My spouse is a retired health care professional, and I volunteered for many years in a nursing home. As an elderly character myself, I can now take on the role of a spokesperson for my peers on suggesting care tips.

1. When you have the responsibility of taking care of an elderly person, consider your attitude. Realize that you will be that age some day, and you’d want your caregiver to have patience, consideration and understanding.

2. Understand the elderly person’s physical and mental condition. Don’t expect responses as quick and intellectual as you’d get from a younger, healthier person. Expect mistakes and deal with them promptly with as little fuss as possible.3. Know the major aspects of what he/she has done in active life, and be a good listener. We feel considerable nostalgia for our past, and enjoy talking about it. Remember, we lived in what we consider important times: The Great Depression, World War II, Korean War, the beginning of the space age and the Presidencies of Franklin D. Roosevelt, Harry Truman and Ike Eisenhower. We are happily flattered when someone wants to sit down with us and talk about it.

4. Many of us now in our 80s are members of what is called the Greatest Generation. We were no braver or brighter than any other generation, but we’re proud of our service and accomplishments in World War II. Realize that it was the last war America won, and we did it. Also, at least in my case, every time I talk about my service experiences, I get braver and braver. Use your good listener skills for members of our group as often as you can, and try to be patient with our repetitions.

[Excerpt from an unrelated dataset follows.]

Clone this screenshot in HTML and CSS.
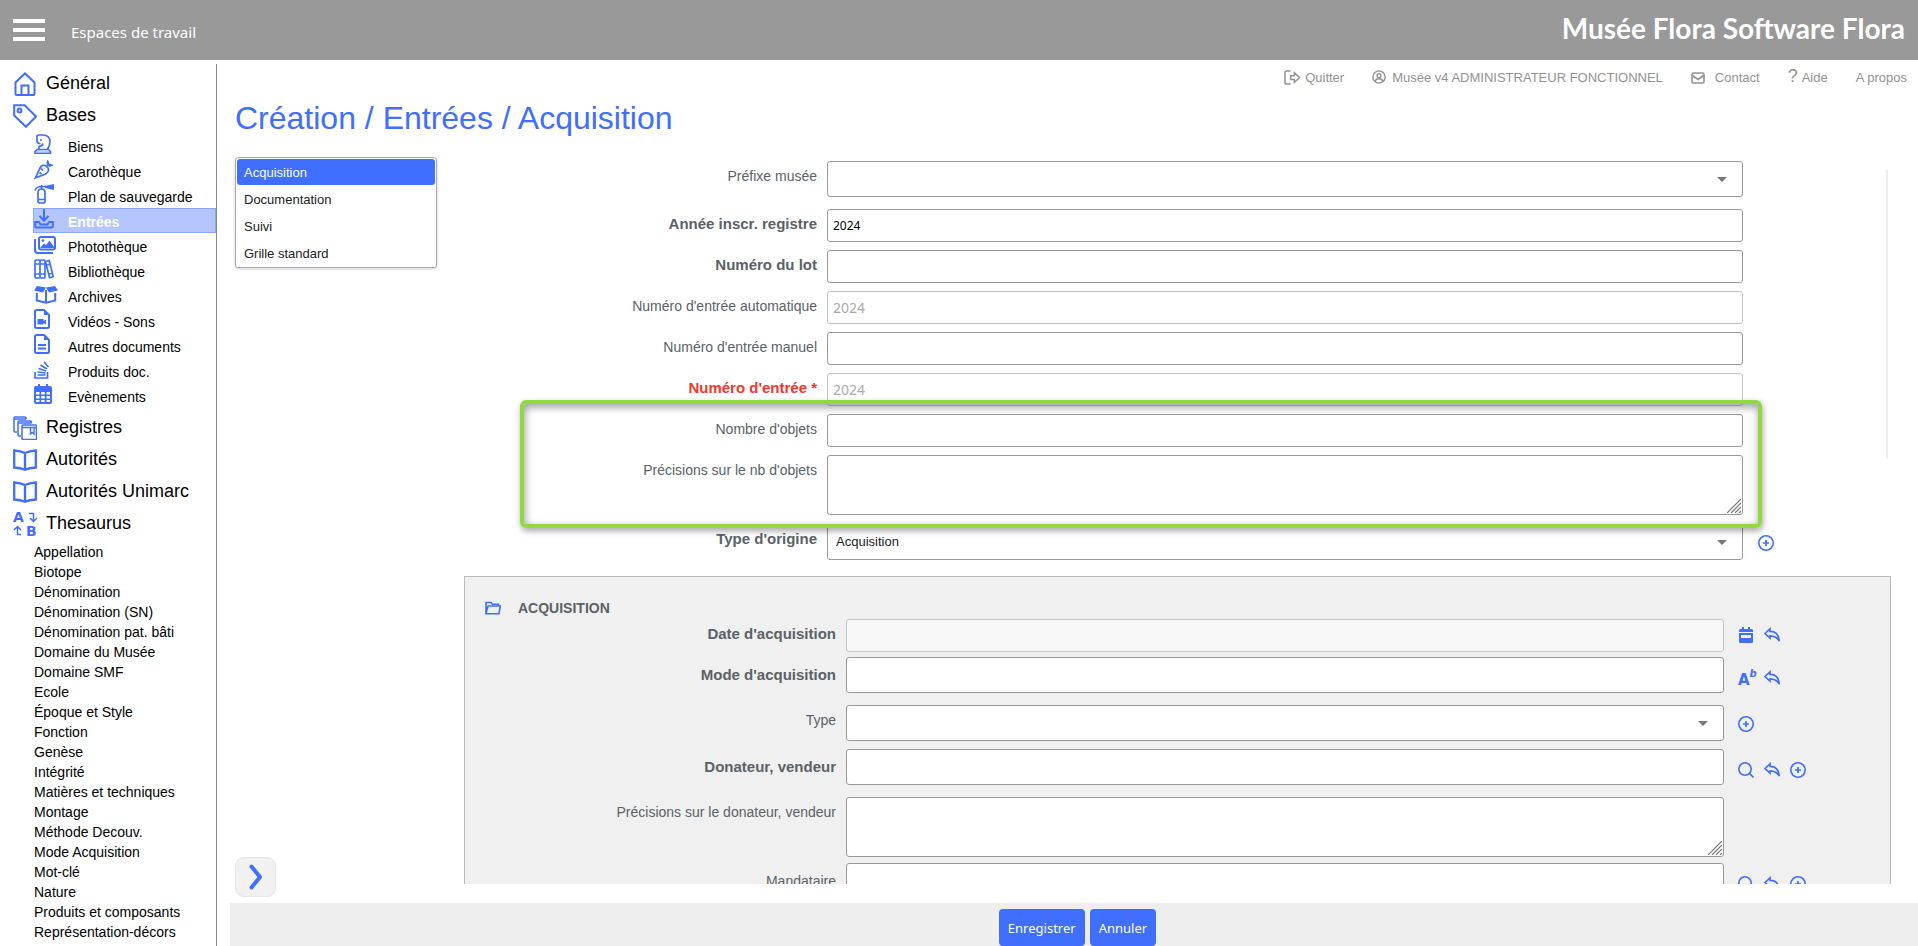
FILE: index.html
```html
<!DOCTYPE html>
<html lang="fr">
<head>
<meta charset="utf-8">
<title>Création / Entrées / Acquisition</title>
<link rel="stylesheet" href="styles.css">
</head>
<body>
<svg class="defs" aria-hidden="true">
  <symbol id="home" viewBox="0 0 24 24"><path d="M2.500 22V10.500L12 1.500l9.500 9V22q0 1-1 1h-17q-1 0-1-1zM8.500 23v-9.500h7V23"/></symbol>
  <symbol id="tag" viewBox="0 0 24 24"><path d="M1.200 1.200h10.500L23 12.500 13 22.800 1.200 11.500z"/><circle cx="6.500" cy="6.500" r="1.900"/></symbol>
  <symbol id="knight" viewBox="0 0 18 20"><path class="mid" d="M3 2.500Q3 1 5 1h4q7 .3 7 7 0 4-2.500 7M3 2.500v5.300q.5 2 3.500 1.700M9 9.500Q8.500 12 5 12.500v2.500M3 15.500h11.500l2 2v2H1v-2z"/><circle class="fill" cx="7" cy="6" r="1"/><path class="tint" d="M2 16.500h14v2.500H2z"/></symbol>
  <symbol id="carrot" viewBox="0 0 20 20"><path class="mid" d="M1.500 18.800 6 9q2.500-4.200 6-2 4.200 3 1.500 6.200-1 1.200-2.500 2zM7 9.500l2 1.800M5.500 13.500 7.500 15M10.500 9l.2 .3"/><path class="fill" d="M12.800 6.500q-.8-4 .7-5.800 2 1.600 1.800 4 2.700-.2 4 1.500-2 2.300-6 1z"/></symbol>
  <symbol id="extinguisher" viewBox="0 0 20 20"><path class="mid" d="M4 8.500Q4 5 7.500 5t3.500 3.500V17q0 2-2 2H6q-2 0-2-2zM4 15.500h7M7.500 5V1M1 6.500Q2.500 2.500 7 2.500h5"/><path class="fill" d="M11 2 20 0v6l-9-2z"/></symbol>
  <symbol id="inbox" viewBox="0 0 20 20"><path d="M10 0v11M5.500 7l4.500 4.500L14.500 7M1.200 13v4.500q0 1 1 1h15.600q1 0 1-1V13H15l-1.500 2.500h-7L5 13z"/></symbol>
  <symbol id="photos" viewBox="0 0 22 18"><rect x="5" y="1" width="16" height="12.500" rx="2"/><path d="M1 3v11q0 3 3 3h15"/><path class="fill" d="m6 12 4-4.500 2 1.500 3.500-4.500L20 11v1z"/><circle class="fill" cx="9" cy="4.500" r="1.300"/></symbol>
  <symbol id="books" viewBox="0 0 20 20"><path class="mid" d="M2 1h3q1 0 1 1v16q0 1-1 1H2q-1 0-1-1V2q0-1 1-1zM7 1h3q1 0 1 1v16q0 1-1 1H7q-1 0-1-1V2q0-1 1-1zM11.500 2.500l3.700-1 4 16-3.700 1.200zM1 5h10M1 15h10M12.500 6l3.700-1M15 15l3.500-1"/></symbol>
  <symbol id="openbox" viewBox="0 0 24 18"><path class="fill" d="M3 0 12 1.500 9 6.500 0 4.500zM21 0 12 1.500 15 6.500 24 4.500z"/><path d="M2.800 7v7.500l9.200 2.300 9.200-2.300V7M12 4v12.500"/></symbol>
  <symbol id="video" viewBox="0 0 16 20"><path d="M3 1h7l5 5v11.500q0 1.500-1.500 1.500H2.500Q1 19 1 17.500v-15Q1 1 3 1z"/><path class="fill" d="M10 1v5h5zM3.500 10h6v2l2.500-1.500v5L9.500 14v1.500h-6z"/></symbol>
  <symbol id="doc" viewBox="0 0 16 20"><path d="M3 1h7l5 5v11.500q0 1.500-1.500 1.500H2.500Q1 19 1 17.500v-15Q1 1 3 1zM4 11h8M4 14.500h8"/><path class="fill" d="M10 1v5h5z"/></symbol>
  <symbol id="stack" viewBox="0 0 16 18"><path class="mid" d="M1 11v6h12.500v-6M3.500 14h8M3.500 11l8 1M4.500 7.500l7.500 2.500M6.500 4l6.500 4M10 1l4.500 5"/></symbol>
  <symbol id="calendar" viewBox="0 0 18 20"><path class="fill" fill-rule="evenodd" d="M2 2h2V0h2v2h6V0h2v2h2q2 0 2 2v14q0 2-2 2H2q-2 0-2-2V4q0-2 2-2zM2 8v2.500h3.500V8zm5.200 0v2.500h3.500V8zm5.300 0v2.500H16V8zM2 12v2.500h3.500V12zm5.200 0v2.500h3.500V12zm5.300 0v2.500H16V12zM2 16v2h3.500v-2zm5.200 0v2h3.500v-2zm5.300 0v2H16v-2z"/></symbol>
  <symbol id="registers" viewBox="0 0 24 24"><path class="thin" d="M4 16H2q-1 0-1-1V2q0-1 1-1h10q1 0 1.500 2M1 3h12M8 20H6q-1 0-1-1V6q0-1 1-1h11q1.500 0 1.500 2.500M5 7h13M10 9h12.500q1 0 1 1v12.500q0 1-1 1H10q-1 0-1-1V10q0-1 1-1zM9 11.500h14M17.500 11v7l1.800-1.500L21 18v-7"/></symbol>
  <symbol id="book" viewBox="0 0 24 22"><path class="thick" d="M1.200 1.500Q8 2 12 4q4-2 10.800-2.500V18.500Q16 19 12 20.800q-4-1.800-10.800-2.300zM12 4v17"/></symbol>
  <symbol id="logout" viewBox="0 0 18 16"><path d="M7 1H3Q1 1 1 3v10q0 2 2 2h4M7 6h4V3l5.500 5L11 13v-3H7z"/></symbol>
  <symbol id="user" viewBox="0 0 16 16"><circle cx="8" cy="8" r="7"/><circle cx="8" cy="6.500" r="2.200"/><path d="M4 13q0-3 4-3t4 3"/></symbol>
  <symbol id="mail" viewBox="0 0 14 12"><rect x="1" y="1" width="12" height="10" rx="1.500"/><path d="m1.500 3.500 5.500 4 5.500-4"/></symbol>
  <symbol id="folder" viewBox="0 0 16 14"><path d="M1 12.500v-11h5l1.500 1.800H13.500V5M1 12.500 3 5h12.300L14 12.800H1z"/></symbol>
  <symbol id="plus" viewBox="0 0 16 16"><circle cx="8" cy="8" r="7.200"/><path class="mid" d="M8 5v6M5 8h6"/></symbol>
  <symbol id="reply" viewBox="0 0 16 14"><path d="M1 5.500 6 .8v2.600q8.500-.2 9.300 9.800Q12.500 8 6 7.900v2.300z"/></symbol>
  <symbol id="search" viewBox="0 0 16 16"><circle cx="7" cy="7" r="6.200"/><path d="m11.500 11.500 4 4"/></symbol>
  <symbol id="date" viewBox="0 0 14 16"><path class="fill" fill-rule="evenodd" d="M1.500 2H3V0h2v2h4V0h2v2h1.500Q14 2 14 3.500V5H0V3.500Q0 2 1.500 2zM0 6h14v8.500q0 1.500-1.500 1.500h-11Q0 16 0 14.500zm2 2v3h10V8z"/></symbol>
  <symbol id="grip" viewBox="0 0 14 14"><path d="M0 14 14 0M4 14 14 4M8 14l6-6M12 14l2-2"/></symbol>
</svg>

<header class="topbar">
  <button class="burger" aria-label="Menu"><span></span><span></span><span></span></button>
  <span class="workspace">Espaces de travail</span>
  <span class="brand">Musée Flora Software Flora</span>
</header>

<div class="page">
  <nav class="sidebar">
    <a class="section" href="#"><svg class="icon i24"><use href="#home"/></svg>Général</a>
    <a class="section" href="#"><svg class="icon i24"><use href="#tag"/></svg>Bases</a>
    <ul class="bases">
      <li><a href="#"><svg class="icon" width="18" height="20"><use href="#knight"/></svg><span>Biens</span></a></li>
      <li><a href="#"><svg class="icon" width="20" height="20"><use href="#carrot"/></svg><span>Carothèque</span></a></li>
      <li><a href="#"><svg class="icon" width="20" height="20"><use href="#extinguisher"/></svg><span>Plan de sauvegarde</span></a></li>
      <li><a href="#" class="current"><svg class="icon" width="20" height="20"><use href="#inbox"/></svg><span>Entrées</span></a></li>
      <li><a href="#"><svg class="icon low" width="22" height="18"><use href="#photos"/></svg><span>Photothèque</span></a></li>
      <li><a href="#"><svg class="icon" width="20" height="20"><use href="#books"/></svg><span>Bibliothèque</span></a></li>
      <li><a href="#"><svg class="icon low" width="24" height="18"><use href="#openbox"/></svg><span>Archives</span></a></li>
      <li><a href="#"><svg class="icon" width="16" height="20"><use href="#video"/></svg><span>Vidéos - Sons</span></a></li>
      <li><a href="#"><svg class="icon" width="16" height="20"><use href="#doc"/></svg><span>Autres documents</span></a></li>
      <li><a href="#"><svg class="icon low" width="16" height="18"><use href="#stack"/></svg><span>Produits doc.</span></a></li>
      <li><a href="#"><svg class="icon" width="18" height="20"><use href="#calendar"/></svg><span>Evènements</span></a></li>
    </ul>
    <a class="section" href="#"><svg class="icon i24"><use href="#registers"/></svg>Registres</a>
    <a class="section" href="#"><svg class="icon i24"><use href="#book"/></svg>Autorités</a>
    <a class="section" href="#"><svg class="icon i24"><use href="#book"/></svg>Autorités Unimarc</a>
    <a class="section" href="#"><svg class="icon i24" viewBox="0 0 24 24" aria-hidden="true"><path class="thin" d="M16 1.500h4.500v7M17 6l3.500 3.500L24 6M8 22.500H4.500v-7M1 18l3.500-3.500L8 18"/><text x="0" y="10" class="glyph">A</text><text x="13" y="24" class="glyph">B</text></svg>Thesaurus</a>
    <ul class="thesaurus">
      <li><a href="#">Appellation</a></li>
      <li><a href="#">Biotope</a></li>
      <li><a href="#">Dénomination</a></li>
      <li><a href="#">Dénomination (SN)</a></li>
      <li><a href="#">Dénomination pat. bâti</a></li>
      <li><a href="#">Domaine du Musée</a></li>
      <li><a href="#">Domaine SMF</a></li>
      <li><a href="#">Ecole</a></li>
      <li><a href="#">Époque et Style</a></li>
      <li><a href="#">Fonction</a></li>
      <li><a href="#">Genèse</a></li>
      <li><a href="#">Intégrité</a></li>
      <li><a href="#">Matières et techniques</a></li>
      <li><a href="#">Montage</a></li>
      <li><a href="#">Méthode Decouv.</a></li>
      <li><a href="#">Mode Acquisition</a></li>
      <li><a href="#">Mot-clé</a></li>
      <li><a href="#">Nature</a></li>
      <li><a href="#">Produits et composants</a></li>
      <li><a href="#">Représentation-décors</a></li>
    </ul>
  </nav>

  <main class="main">
    <div class="links">
      <a href="#"><svg class="icon" width="17" height="15"><use href="#logout"/></svg>Quitter</a>
      <a href="#" class="account"><svg class="icon" width="14" height="14"><use href="#user"/></svg>Musée v4 ADMINISTRATEUR FONCTIONNEL</a>
      <a href="#" class="contact"><svg class="icon" width="14" height="12"><use href="#mail"/></svg>Contact</a>
      <a href="#"><span class="question">?</span>Aide</a>
      <a href="#">A propos</a>
    </div>
    <h1>Création / Entrées / Acquisition</h1>

    <div class="content">
      <div class="side">
        <div class="tabs" role="tablist">
          <button class="tab active" role="tab" aria-selected="true">Acquisition</button>
          <button class="tab" role="tab">Documentation</button>
          <button class="tab" role="tab">Suivi</button>
          <button class="tab" role="tab">Grille standard</button>
        </div>
        <button class="expand" aria-label="Déplier"><svg width="14" height="26" viewBox="0 0 14 26"><path d="M2.500 2.500 11 13 2.500 23.500"/></svg></button>
      </div>

      <form class="form">
        <div class="fields">
          <div class="row loose"><label for="prefixe">Préfixe musée</label><div class="pick"><select id="prefixe"><option></option></select></div></div>
          <div class="row"><label for="annee" class="strong">Année inscr. registre</label><input id="annee" type="text" value="2024"></div>
          <div class="row"><label for="lot" class="strong">Numéro du lot</label><input id="lot" type="text"></div>
          <div class="row"><label for="auto">Numéro d'entrée automatique</label><input id="auto" type="text" value="2024" disabled></div>
          <div class="row"><label for="manuel">Numéro d'entrée manuel</label><input id="manuel" type="text"></div>
          <div class="row"><label for="entree" class="strong required">Numéro d'entrée *</label><input id="entree" type="text" value="2024" disabled></div>
          <div class="marked">
            <div class="row"><label for="nombre">Nombre d'objets</label><input id="nombre" type="text"></div>
            <div class="row"><label for="precisions">Précisions sur le nb d'objets</label><div class="area"><textarea id="precisions"></textarea><svg class="grip"><use href="#grip"/></svg></div></div>
            <div class="frame"></div>
          </div>
          <div class="row"><label for="origine" class="strong">Type d'origine</label><div class="pick"><select id="origine"><option>Acquisition</option></select></div>
            <div class="tools"><button type="button" aria-label="Ajouter"><svg class="icon"><use href="#plus"/></svg></button></div></div>
        </div>
        <div class="guide"></div>

        <section class="group">
          <h2><svg class="icon" width="16" height="14"><use href="#folder"/></svg>ACQUISITION</h2>
          <div class="row tight"><label for="dateacq" class="strong">Date d'acquisition</label><input id="dateacq" type="text" disabled>
            <div class="tools"><button type="button" aria-label="Calendrier"><svg class="icon"><use href="#date"/></svg></button><button type="button" aria-label="Annuler"><svg class="icon"><use href="#reply"/></svg></button></div></div>
          <div class="row loose lookup"><label for="mode" class="strong">Mode d'acquisition</label><input id="mode" type="text">
            <div class="tools"><button type="button" class="index" aria-label="Index">A<sup>b</sup></button><button type="button" aria-label="Annuler"><svg class="icon"><use href="#reply"/></svg></button></div></div>
          <div class="row"><label for="type">Type</label><div class="pick"><select id="type"><option></option></select></div>
            <div class="tools"><button type="button" aria-label="Ajouter"><svg class="icon"><use href="#plus"/></svg></button></div></div>
          <div class="row loose lookup"><label for="donateur" class="strong">Donateur, vendeur</label><input id="donateur" type="text">
            <div class="tools"><button type="button" aria-label="Rechercher"><svg class="icon"><use href="#search"/></svg></button><button type="button" aria-label="Annuler"><svg class="icon"><use href="#reply"/></svg></button><button type="button" aria-label="Ajouter"><svg class="icon"><use href="#plus"/></svg></button></div></div>
          <div class="row snug"><label for="precdon">Précisions sur le donateur, vendeur</label><div class="area"><textarea id="precdon"></textarea><svg class="grip"><use href="#grip"/></svg></div></div>
          <div class="row loose lookup"><label for="mandataire">Mandataire</label><input id="mandataire" type="text">
            <div class="tools"><button type="button" aria-label="Rechercher"><svg class="icon"><use href="#search"/></svg></button><button type="button" aria-label="Annuler"><svg class="icon"><use href="#reply"/></svg></button><button type="button" aria-label="Ajouter"><svg class="icon"><use href="#plus"/></svg></button></div></div>
        </section>
      </form>
    </div>

    <footer class="actions">
      <button>Enregistrer</button>
      <button>Annuler</button>
    </footer>
  </main>
</div>
</body>
</html>
```
FILE: styles.css
```css
:root {
  --blue: #406eff;
  --ink: #5a6268;
  --line: #999;
  --sans: "Liberation Sans", Arial, sans-serif;
  --ui: "Noto Sans", Tahoma, sans-serif;
}

* { box-sizing: border-box; }

body {
  margin: 0;
  height: 100vh;
  display: flex;
  flex-direction: column;
  overflow: hidden;
  background: #fff;
  font: 14px/16px var(--sans);
  color: #000;
}

a { color: inherit; text-decoration: none; }
ul { list-style: none; margin: 0; padding: 0; }
button { font: inherit; border: 0; padding: 0; background: none; cursor: pointer; }

.defs { position: absolute; width: 0; height: 0; }

.icon {
  flex: none;
  fill: none;
  stroke: var(--blue);
  stroke-width: 2;
}
.i24 { width: 24px; height: 24px; }
.fill { fill: var(--blue); stroke: none; }
.tint { fill: var(--blue); fill-opacity: .35; stroke: none; }
.thin { stroke-width: 1.500; }
.mid { stroke-width: 1.700; }
.thick { stroke-width: 2.300; }
.glyph { font: bold 14px "DejaVu Sans", sans-serif; fill: var(--blue); stroke: none; }

/* Top bar */
.topbar {
  flex: none;
  height: 60px;
  display: flex;
  align-items: center;
  padding: 0 13px;
  background: #999;
  color: #fff;
}
.burger { width: 32px; display: grid; gap: 5px; }
.burger span { height: 4px; background: #fff; }
.workspace { margin: 4px 0 0 26px; font: 15px/20px var(--ui); }
.brand { margin: 0 0 4px auto; font: bold 28px/32px Lato, sans-serif; }

.page { flex: 1; min-height: 0; display: flex; }

/* Navigation tree */
.sidebar {
  flex: none;
  width: 217px;
  margin-top: 4px;
  padding-top: 3px;
  border-right: 1px solid #888;
  overflow: hidden;
}
.section {
  display: flex;
  align-items: center;
  gap: 9px;
  height: 32px;
  padding-left: 13px;
  font-size: 18px;
}
.section .icon { margin-top: 2px; }
.bases { padding: 2px 0 3px 33px; }
.bases a {
  display: grid;
  grid-template-columns: 34px 1fr;
  height: 25px;
  border: 1px solid transparent;
}
.bases span { padding-top: 5px; }
.bases .low { margin-top: 2px; }
.bases .current {
  background: #b5c6ff;
  border-color: #8aa5ff;
  color: #fff;
  font-weight: bold;
}
.thesaurus { padding: 3px 0 0 34px; line-height: 20px; }

/* Main column */
.main {
  flex: 1;
  min-width: 0;
  margin-left: 13px;
  display: flex;
  flex-direction: column;
}
.links {
  display: flex;
  justify-content: flex-end;
  gap: 28px;
  height: 38px;
  padding: 0 11px 0 0;
  font-size: 13px;
  line-height: 35px;
  color: #929292;
}
.links a { display: flex; gap: 4px; }
.links .account { gap: 6px; }
.links .contact { gap: 10px; }
.links .icon { stroke: #929292; stroke-width: 1.600; align-self: flex-start; margin-top: 10px; }
.links .contact .icon { margin-top: 12px; }
.question { font-size: 18px; line-height: 32px; }

h1 {
  margin: 0 0 0 5px;
  font-size: 32px;
  font-weight: normal;
  line-height: 40px;
  color: var(--blue);
}

.content {
  flex: 1;
  min-height: 0;
  display: flex;
  padding: 19px 27px 0 5px;
}
.side {
  flex: none;
  width: 202px;
  display: flex;
  flex-direction: column;
  justify-content: space-between;
  align-items: flex-start;
  padding-bottom: 6px;
}
.tabs {
  width: 100%;
  display: grid;
  gap: 1px;
  padding: 1px;
  border: 1px solid #aaa;
  border-radius: 3px;
  box-shadow: 0 1px 3px rgba(0, 0, 0, .2);
}
.tab {
  height: 26px;
  padding: 1px 7px 0;
  border-radius: 3px;
  text-align: left;
  font-size: 13px;
  color: #222;
}
.tab.active { background: var(--blue); color: #fff; }
.expand {
  width: 41px;
  height: 40px;
  display: grid;
  place-items: center;
  background: #f1f1f1;
  border: 1px solid #e6e6e6;
  border-radius: 9px;
}
.expand path { fill: none; stroke: var(--blue); stroke-width: 4; stroke-linecap: round; stroke-linejoin: round; }

/* Form */
.form {
  position: relative;
  flex: 1;
  min-width: 0;
  margin: 0 0 19px 27px;
  padding-top: 4px;
  overflow: hidden;
}
.fields { padding: 0 2px 8px; }
.row {
  display: grid;
  grid-template-columns: 351px minmax(0, 1fr) 136px;
  column-gap: 10px;
  align-items: start;
  margin-bottom: 8px;
}
.row.loose { margin-bottom: 12px; }
.row.tight { margin-bottom: 5px; }
.row.snug { margin-bottom: 6px; }
.row > label { padding-top: 7px; text-align: right; color: var(--ink); }
.row.lookup > label { padding-top: 10px; }
.row .strong { font-weight: bold; font-size: 15px; }
.row .required { color: #f0382c; }

input, select, textarea {
  display: block;
  width: 100%;
  height: 33px;
  margin: 0;
  padding: 0 5px;
  border: 1px solid var(--line);
  border-radius: 3px;
  background: #fff;
  font: 12px/16px var(--ui);
  color: #000;
}
input:disabled { border-color: #c4c4c4; font-size: 14px; color: #aaa; background: rgba(255, 255, 255, .5); }
.lookup input { height: 36px; }

.pick { position: relative; }
select {
  appearance: none;
  height: 36px;
  padding: 0 8px;
  font: 13px/16px var(--sans);
  color: #222;
}
.pick::after {
  content: "";
  position: absolute;
  top: 16px;
  right: 16px;
  border: 5px solid transparent;
  border-top-color: #777;
  border-bottom: 0;
}
.area { position: relative; }
textarea { height: 60px; resize: none; }
.grip {
  position: absolute;
  right: 2px;
  bottom: 2px;
  width: 14px;
  height: 14px;
  fill: none;
  stroke: #777;
  stroke-width: 1.200;
}

.tools { display: flex; gap: 10px; padding: 8px 0 0 4px; }
.fields .tools { padding-left: 5px; }
.lookup .tools { padding-top: 13px; }
.pick + .tools { padding-top: 11px; }
.tools button { width: 16px; height: 16px; }
.tools .icon { display: block; width: 16px; height: 16px; stroke-width: 1.600; }
.tools .index {
  display: flex;
  font: bold 15px/20px "DejaVu Sans", sans-serif;
  color: var(--blue);
}
.index sup { font: italic bold 10px/8px "DejaVu Sans", sans-serif; }

.marked { position: relative; z-index: 1; margin-bottom: 9px; }
.frame {
  position: absolute;
  inset: -14px 127px -13px 54px;
  border: 4px solid #93d843;
  border-radius: 6px;
  box-shadow: 1px 3px 6px rgba(0, 0, 0, .35), inset 1px 3px 8px rgba(0, 0, 0, .4);
  pointer-events: none;
}

.guide {
  position: absolute;
  top: 13px;
  right: 3px;
  width: 2px;
  height: 288px;
  background: #eee;
}

.group {
  padding: 21px 20px 0;
  border: 1px solid #bbb;
  background: #f0f0f0;
}
.group h2 {
  display: flex;
  align-items: flex-start;
  gap: 17px;
  margin: 0;
  height: 21px;
  font-size: 14px;
  line-height: 20px;
  color: var(--ink);
}
.group h2 .icon { margin-top: 3px; stroke-width: 1.600; }

.actions {
  flex: none;
  height: 43px;
  display: flex;
  justify-content: center;
  gap: 5px;
  padding: 6px 0 0 7px;
  background: #eee;
}
.actions button {
  height: 37px;
  padding: 0 9px;
  border-radius: 4px;
  background: var(--blue);
  color: #fff;
  font: 13px/18px var(--ui);
}
```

5. When necessary, be sure the elderly person gets adequate medical care. Long gone are the days when doctors made house calls, so expect to make regular trips to medical offices and hospitals. If there is a home health care service with visiting nurses, be sure the senior is prepared in advance for the home appointment.

6. Just because we’re old and can’t get around as well as we used to, it doesn’t mean we want to shut ourselves off. We welcome visitors, trips to the theater, shopping, excursions and maybe, if there’s one within driving distance, some casino journeys. In many communities, free daily bus trips to casinos are available. If you check the passengers on one of the buses, you’ll see most are elderly.

7. If the elderly person is your mother, father or other close relative living in your house, it may be unfair for you to be taking on the entire 24-7 responsibility. If you have siblings who live nearby, be sure to include them in the care schedule. It will make your job easier and possibly offer you some necessary time off from the daily pressures.

8. With all the advances in technology, and if you can afford them, set up a room or area for the senior to spend time on a computer, watch TV on a large-screen format an a DVD player. With inexpensive, super-fast mail-in-DVD services like NetFlix and Blockbuster, it can be more advantageous and economical for seniors to watch movies at home than by going out in traffic to a crowded theater.

9. If you have any around your house or can bring them in, let the senior associate with children. We may seem grumpy and impatient at times, but we need and enjoy our time with youngsters, especially if they’re family. It gives us warm reminders that our family tree will continue to grow and flourish.

10. Show your compassion every day in every way. Do it as often as possible, especially if the elderly person is a parent who brought you into the world, loved and guided you from childhood to adulthood. Remember … you are likely to be in the same situation sooner than you expect.